Ma vision, si j’ose dire, de l’histoire, de la vie et de la politique est à l’ombre d’Auschwitz. Pour moi, le mal est dans l’homme. On ne peut pas expliquer Auschwitz pour des raisons économiques, psychologiques, sociales. C’est une éruption du mal absolu dans l’histoire de l’humanité, qui est déjà un long chemin d’atrocités. L’homme est le seul animal qui prend plaisir à faire souffrir son semblable. Auschwitz arrive dans le pays qui, à l’époque, était le plus civilisé. Il y avait tout, l’art, l’architecture, la littérature, le cinéma. L’histoire est donc une répétition de la formule de Hobbes, homo lupus homini.
Pour poursuivre sur cette question, une des citations en exergue de votre livre est de Karl Marx : « les hommes font leur propre histoire, mais ils ne la font ni à leur gré, ni sous les conditions de leur choix, mais dans les circonstances qu’ils rencontrent et dans les conditions qui leur sont imposées ». Est-ce que ce livre est aussi un appel à la modestie quant au rôle joué par les individus dans le cours de l’histoire ?
Le 2 décembre de Louis Napoléon Bonaparte, dont est tirée la citation, est un chef d’œuvre.

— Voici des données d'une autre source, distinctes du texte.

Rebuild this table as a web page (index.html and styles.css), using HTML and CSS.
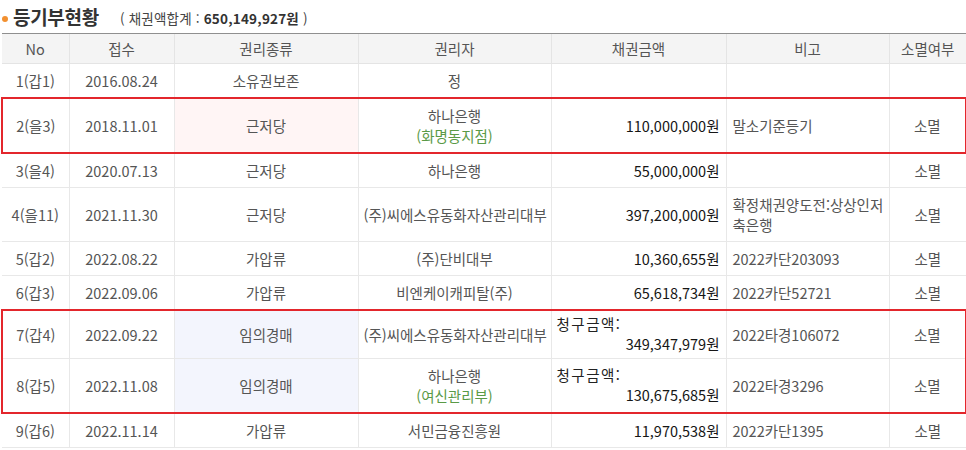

Je sais bien qu’on ne lit plus beaucoup Karl Marx, mais je suis de la génération marxiste. Cet ouvrage, c’est l’articulation entre les forces structurelles, la question des conditions objectives et l’homme. Si Napoléon Bonaparte était né en 1715, personne ne le connaîtrait. La Révolution a offert à ce nobliau corse une occasion qui ne se serait jamais offerte en un temps différent. Hitler, c’est la crise de 1929, dans une Allemagne pleine de rancœur et travaillée par l’antisémitisme. Si Hitler était arrivé en 1848, il n’aurait pas eu le destin qu’il a connu.
À mes yeux, l’homme peut donc faire l’histoire. Je donne toujours comme exemple la conversion de Constantin au christianisme. Le christianisme au début du IVème siècle n’était pas du tout voué à triompher. C’est la conversion de Constantin qui rend le monde chrétien. Ensuite, l’appareil d’État répressif s’engage derrière et progressivement on voit le paganisme reculer.